Die Geschichte einer der europäischen Nationen zu schreiben, wurde früher als eine große, wichtige und anspruchsvolle Aufgabe angesehen: keineswegs nur dann, wenn es um die Identität der eigenen ging, sondern auch um das Verständnis der Nachbarn. Als Kurt Kluxen in den 1960er-Jahren eine Darstellung der englischen Geschichte vorgelegt hatte, mit der seither Generationen von Studenten groß geworden sind, bestand kein Zweifel, dass hier ein fachlich ausgewiesener Kenner (insbesondere der Verfassungsgeschichte und der Geschichte der politischen Ideen) am Werke war, der aus der Fülle seines Wissens schöpfen konnte und in einer erzählenden Geschichtsdarstellung von etwa 800 Seiten eine Einführung mit perspektivierenden und weiterführenden Ausführungen zu verbinden vermochte.1 Peter Wende hat dem in den 1980er-Jahren eine stärker auswählende, unter sozialgeschichtlichen Gesichtspunkten strukturierende Überblicksdarstellung in den Dimensionen von 300 Seiten zur Seite gestellt 2, die bereits auf eine Studentengeneration zugeschnitten war, welcher man ausufernde Erzählungen, vor allem wo es um politische und militärische Ereigniszusammenhänge ging, nicht mehr zumuten wollte. Hans-Christoph Schröder hat diese Linie in den 1990er-Jahren fortgeführt mit einer essayartigen 100-Seiten-Übersicht 3: Probleme und Dimensionen sollten angesprochen werden; an eine umfassende Vermittlung von Geschichtsdaten und -fakten war in diesem Format nicht zu denken. Michael Fröhlich nun scheint, im 200-Seiten-Format, eine Zwischenlösung gesucht zu haben: Nicht zu erschreckend dick für Studierende, aber doch auch Fakten vermittelnd.

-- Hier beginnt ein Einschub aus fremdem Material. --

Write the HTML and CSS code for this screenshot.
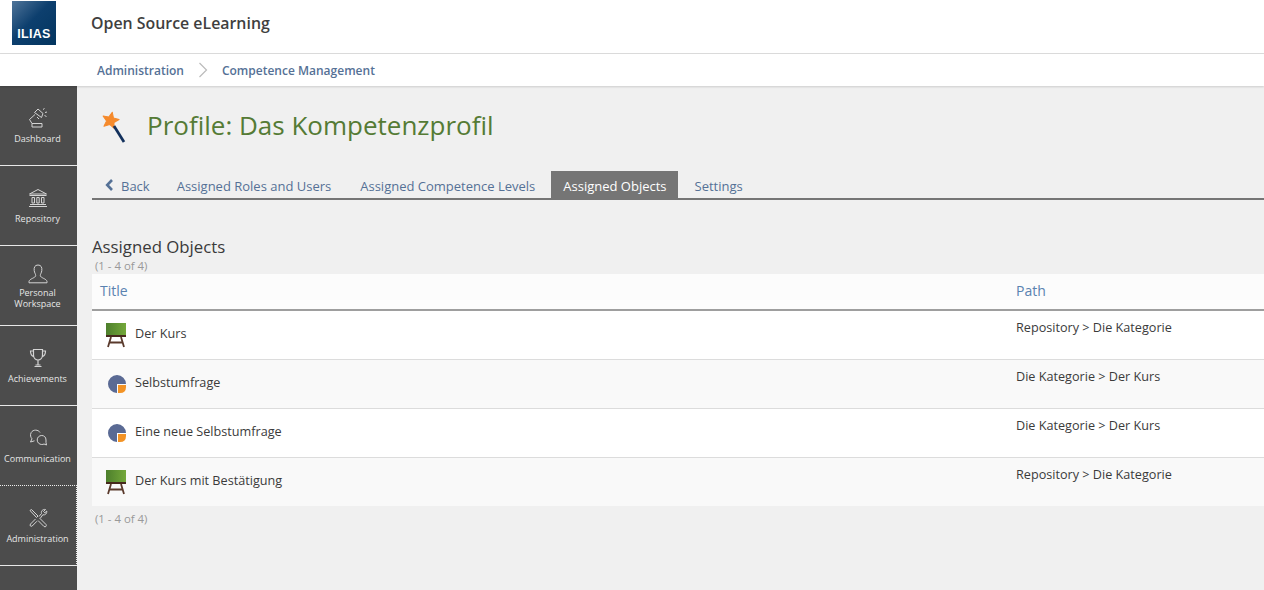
FILE: index.html
```html
<!DOCTYPE html>
<html lang="en">
<head>
  <meta charset="UTF-8"/>
  <title>Competence Management</title>
  <link rel="stylesheet" href="styles.css">
</head>
<body>

<svg width="0" height="0" class="defs">
  <symbol id="icon-course" viewBox="0 0 22 26">
    <defs>
      <linearGradient id="board" x1="0" y1="0" x2="1" y2="0">
        <stop offset="0" stop-color="#4d7f2c"/>
        <stop offset="1" stop-color="#74a83a"/>
      </linearGradient>
    </defs>
    <rect x="1" y="1" width="20" height="12" fill="url(#board)"/>
    <rect x="1" y="13" width="20" height="2" fill="#46291d"/>
    <path d="M6 15 L3 25 M16 15 L19 25 M4.500 20.500 H17.500" stroke="#5a3a2c" stroke-width="1.800" fill="none"/>
  </symbol>
  <symbol id="icon-survey" viewBox="0 0 18 18">
    <path d="M9 0 A9 9 0 1 0 9 18 V9 H18 A9 9 0 0 0 9 0 Z" fill="#5a6a94"/>
    <path d="M10 10 H18 V12 Q18 18 12 18 H10 Z" fill="#f39325"/>
  </symbol>
</svg>

<header class="top-bar">
  <div class="logo"><span>ILIAS</span></div>
  <div class="site-title">Open Source eLearning</div>
</header>

<nav class="breadcrumb">
  <a href="#">Administration</a>
  <svg class="crumb-sep" width="10" height="16" viewBox="0 0 10 16"><path d="M1.500 1 L8.500 8 L1.500 15" fill="none" stroke="#bbb" stroke-width="1.200"/></svg>
  <a href="#">Competence Management</a>
</nav>

<div class="main">
  <aside class="sidebar">
    <a class="side-item" href="#">
      <svg viewBox="0 0 24 24" width="24" height="24" class="side-icon"><path d="M6 17.500 H16 V21 H6 Z M6 17.500 L3.500 13.500 L9 8.500 M8.500 6.500 L12 3 L17 7.500 L15.500 11.500 Z M11 11 L13 13 M17 3.500 L18.500 2.500 M19 6.500 L21 6 M18.500 9.500 L20.500 10.500" fill="none" stroke="#d4d4d4" stroke-width="1"/></svg>
      <span>Dashboard</span>
    </a>
    <a class="side-item" href="#">
      <svg viewBox="0 0 24 24" width="24" height="24" class="side-icon"><path d="M3.500 8 L12 3.500 L20.500 8 Z M3.500 9.500 H20.500 M3 20.500 H21 M4 18.500 H20 M6 11.500 H8.500 V17 H6 Z M10.800 11.500 H13.200 V17 H10.800 Z M15.500 11.500 H18 V17 H15.500 Z" fill="none" stroke="#d4d4d4" stroke-width="1"/></svg>
      <span>Repository</span>
    </a>
    <a class="side-item two-line" href="#">
      <svg viewBox="0 0 24 24" width="24" height="24" class="side-icon"><path d="M12 3 C8.800 3 7.800 5.500 8.200 8.500 C8.500 11 9.700 12 9.700 13.500 C9.700 16 3.500 16.500 3 19.500 V20.800 H21 V19.500 C20.500 16.500 14.300 16 14.300 13.500 C14.300 12 15.500 11 15.800 8.500 C16.200 5.500 15.200 3 12 3 Z" fill="none" stroke="#d4d4d4" stroke-width="1"/></svg>
      <span>Personal<br>Workspace</span>
    </a>
    <a class="side-item" href="#">
      <svg viewBox="0 0 24 24" width="24" height="24" class="side-icon"><path d="M7.500 3.500 H16.500 V9 C16.500 12 14.500 14 12 14 C9.500 14 7.500 12 7.500 9 Z M7.500 5 H4.500 C4.500 8.500 5.500 10 8 10.800 M16.500 5 H19.500 C19.500 8.500 18.500 10 16 10.800 M12 14 V19 M8.500 20.500 H15.500 M9.500 19 H14.500" fill="none" stroke="#d4d4d4" stroke-width="1.200"/></svg>
      <span>Achievements</span>
    </a>
    <a class="side-item" href="#">
      <svg viewBox="0 0 24 24" width="24" height="24" class="side-icon"><path d="M14 6.500 C12.500 3.500 7 3.200 5.200 6.500 C3.800 9 4.800 11.500 6 12.800 L4.500 16 L8.500 14.800 M20 14 C20 11 18 9.500 15.800 9.500 C13 9.500 11.200 11.500 11.200 14 C11.200 16.500 13.300 18.500 15.800 18.500 C16.600 18.500 17.400 18.300 18 18 L20.500 19 L20 16.500 Z" fill="none" stroke="#d4d4d4" stroke-width="1"/></svg>
      <span>Communication</span>
    </a>
    <a class="side-item current" href="#">
      <svg viewBox="0 0 24 24" width="24" height="24" class="side-icon"><path d="M4 4.500 L5.500 3.500 L12 10 L10.500 11.500 Z M13.500 12 L20 18.500 C21 20 19.500 21.500 18 20.500 L12 14.500 M9.500 13 L4.500 18 C3.300 19.500 4.800 21 6.200 20 L11 15.200 M13 10.500 L15.500 7.500 C14.800 5 16.800 3 19.500 3.500 L17.500 5.500 L18.800 6.800 L20.800 5 C21.200 7.500 19 9.500 16.800 8.800 L14.500 12" fill="none" stroke="#d4d4d4" stroke-width="1"/></svg>
      <span>Administration</span>
    </a>
  </aside>

  <main class="content">
    <div class="page-head">
      <svg class="head-icon" width="28" height="36" viewBox="0 0 28 36">
        <polygon transform="translate(11.500 13.500) rotate(12)" points="0,-8.500 2.400,-3 8.200,-2.800 3.800,1.200 5.200,7 0,4 -5.200,7 -3.800,1.200 -8.200,-2.800 -2.400,-3" fill="#f58a2c" stroke="#f58a2c" stroke-linejoin="round"/>
        <path d="M15 19 L25 35" stroke="#12305c" stroke-width="2.800" fill="none"/>
      </svg>
      <h1>Profile: Das Kompetenzprofil</h1>
    </div>

    <div class="tabs">
      <a class="tab back" href="#"><svg width="9" height="12" viewBox="0 0 9 12"><path d="M7 1 L2.200 6 L7 11" fill="none" stroke="#557196" stroke-width="2.600"/></svg>Back</a>
      <a class="tab" href="#">Assigned Roles and Users</a>
      <a class="tab" href="#">Assigned Competence Levels</a>
      <a class="tab active" href="#">Assigned Objects</a>
      <a class="tab" href="#">Settings</a>
    </div>

    <h2>Assigned Objects</h2>
    <div class="count">(1 - 4 of 4)</div>
    <table class="objects">
      <thead>
        <tr><th class="col-title">Title</th><th>Path</th></tr>
      </thead>
      <tbody>
        <tr>
          <td class="col-title"><div class="obj"><svg class="obj-icon" width="22" height="26"><use href="#icon-course"/></svg><span>Der Kurs</span></div></td>
          <td>Repository &gt; Die Kategorie</td>
        </tr>
        <tr>
          <td class="col-title"><div class="obj"><svg class="obj-icon survey" width="18" height="18"><use href="#icon-survey"/></svg><span>Selbstumfrage</span></div></td>
          <td>Die Kategorie &gt; Der Kurs</td>
        </tr>
        <tr>
          <td class="col-title"><div class="obj"><svg class="obj-icon survey" width="18" height="18"><use href="#icon-survey"/></svg><span>Eine neue Selbstumfrage</span></div></td>
          <td>Die Kategorie &gt; Der Kurs</td>
        </tr>
        <tr>
          <td class="col-title"><div class="obj"><svg class="obj-icon" width="22" height="26"><use href="#icon-course"/></svg><span>Der Kurs mit Bestätigung</span></div></td>
          <td>Repository &gt; Die Kategorie</td>
        </tr>
      </tbody>
    </table>
    <div class="count bottom">(1 - 4 of 4)</div>
  </main>
</div>

</body>
</html>
```

FILE: styles.css
```css
html, body { height: 100%; }
body {
  margin: 0;
  height: 590px;
  overflow: hidden;
  display: flex;
  flex-direction: column;
  font-family: "Open Sans", sans-serif;
  font-size: 13px;
  color: #333;
  background: #f0f0f0;
}
a { text-decoration: none; }
.defs { position: absolute; }

.top-bar {
  height: 53px;
  flex: none;
  display: flex;
  align-items: flex-start;
  background: #fff;
  border-bottom: 1px solid #dcdcdc;
}
.logo {
  width: 44px; height: 44px;
  margin: 1px 0 0 12px;
  background: linear-gradient(135deg, #4f7499 0%, #0d3f6e 45%, #03355f 100%);
  color: #fff;
  font-family: "Liberation Sans", sans-serif;
  font-weight: bold;
  font-size: 12.500px;
  display: flex;
  align-items: flex-end;
  justify-content: center;
}
.logo span { padding-bottom: 4px; letter-spacing: 0.300px; }
.site-title {
  margin: 12px 0 0 35px;
  font-size: 15.900px;
  font-weight: 600;
  line-height: 22px;
  color: #3f3f3f;
}

.breadcrumb {
  height: 32px;
  flex: none;
  display: flex;
  align-items: center;
  padding-left: 97px;
  background: #fff;
  box-shadow: 0 1px 2px rgba(0,0,0,0.15);
  position: relative;
  z-index: 1;
  font-size: 12px;
  font-weight: 600;
}
.breadcrumb a { color: #557196; }
.crumb-sep { margin: 0 14px 0 14px; }

.main { flex: 1; display: flex; min-height: 0; }

.sidebar {
  width: 77px;
  flex: none;
  background: #4c4c4c;
  display: flex;
  flex-direction: column;
}
.side-item {
  height: 59px;
  flex: none;
  border-bottom: 1px solid #e8e8e8;
  display: flex;
  flex-direction: column;
  align-items: center;
  padding: 20px 2px 0 0;
  color: #e6e6e6;
  font-size: 9px;
  line-height: 11px;
  text-align: center;
}
.side-icon { display: block; margin-bottom: 3px; flex: none; }
.side-item.two-line { height: 63px; padding-top: 16px; }
.side-item.two-line .side-icon { margin-bottom: 1px; }
/* dotted focus frame, no line on the left */
.side-item.current {
  margin-top: -1px;
  padding-top: 20px;
  padding-right: 1px;
  border-top: 1px dotted #eee;
  border-right: 1px dotted #eee;
  background: #4c4c4c;
}

.content { flex: 1; min-width: 0; padding: 0 0 0 15px; }

.page-head {
  display: flex;
  align-items: flex-start;
  height: 85px;
  padding-top: 21px;
  box-sizing: border-box;
}
.head-icon { margin: 0 0 0 7px; flex: none; }
h1 {
  margin: 0 0 0 20px;
  font-size: 26px;
  font-weight: 400;
  line-height: 36px;
  color: #557b35;
}

.tabs {
  display: flex;
  height: 27px;
  border-bottom: 2px solid #757575;
  font-size: 13px;
}
.tab {
  padding: 0 12px;
  margin-right: 4px;
  line-height: 30px;
  color: #557196;
}
.tab.back { padding: 0 11px 0 13px; }
.tab.back svg { margin-right: 7px; }
.tab:nth-child(2) { margin-right: 5px; }
.tab.active { background: #757575; color: #fff; padding-right: 11px; margin-right: 5px; }

h2 {
  margin: 35px 0 0;
  font-size: 16.800px;
  font-weight: 400;
  line-height: 24px;
  color: #3a3a3a;
}
.count {
  font-size: 11.400px;
  line-height: 14px;
  color: #999;
  padding-left: 3px;
}
.count.bottom { margin-top: 6px; }

.objects {
  width: 100%;
  border-collapse: collapse;
  background: #fff;
  margin-top: 1px;
}
th {
  height: 36px;
  padding: 0 8px 2px;
  box-sizing: border-box;
  text-align: left;
  font-size: 14px;
  font-weight: 400;
  color: #5a82b0;
  background: #fcfcfc;
  border-bottom: 2px solid #9e9e9e;
}
td {
  height: 49px;
  padding: 8px 8px 0;
  box-sizing: border-box;
  vertical-align: top;
  font-size: 12.650px;
  line-height: 17px;
  color: #3b3b3b;
  border-bottom: 1px solid #dcdcdc;
}
tbody tr:nth-child(even) td { background: #f9f9f9; }
tbody tr:last-child td { border-bottom: none; }
.col-title { width: 916px; }
td.col-title { padding: 0 8px; vertical-align: middle; }
.obj { display: flex; align-items: center; }
.obj span { margin-bottom: 3px; }
.obj-icon { flex: none; margin: 0 8px 0 5px; }
.obj-icon.survey { margin: 0 9px 0 8px; }
```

Die kritische Lektüre des Werkes führt jedoch zu dem Ergebnis, dass das neueste in diesem Felde mit den genannten Werken überhaupt nicht verglichen werden kann. Zwar scheint es zunächst, durch eine Stammtafel, Quellenauszüge, Abbildungen, Datenlisten und Literaturangaben, sogar mit Anmerkungen, eine wissenschaftliche Darstellung zu sein. Genauere Besichtigung ergibt jedoch, dass es sich um einen stilistisch missratenen, in den Proportionen verfehlten, im Faktischen unzuverlässigen und offensichtlich unlektorierten Druck handelt.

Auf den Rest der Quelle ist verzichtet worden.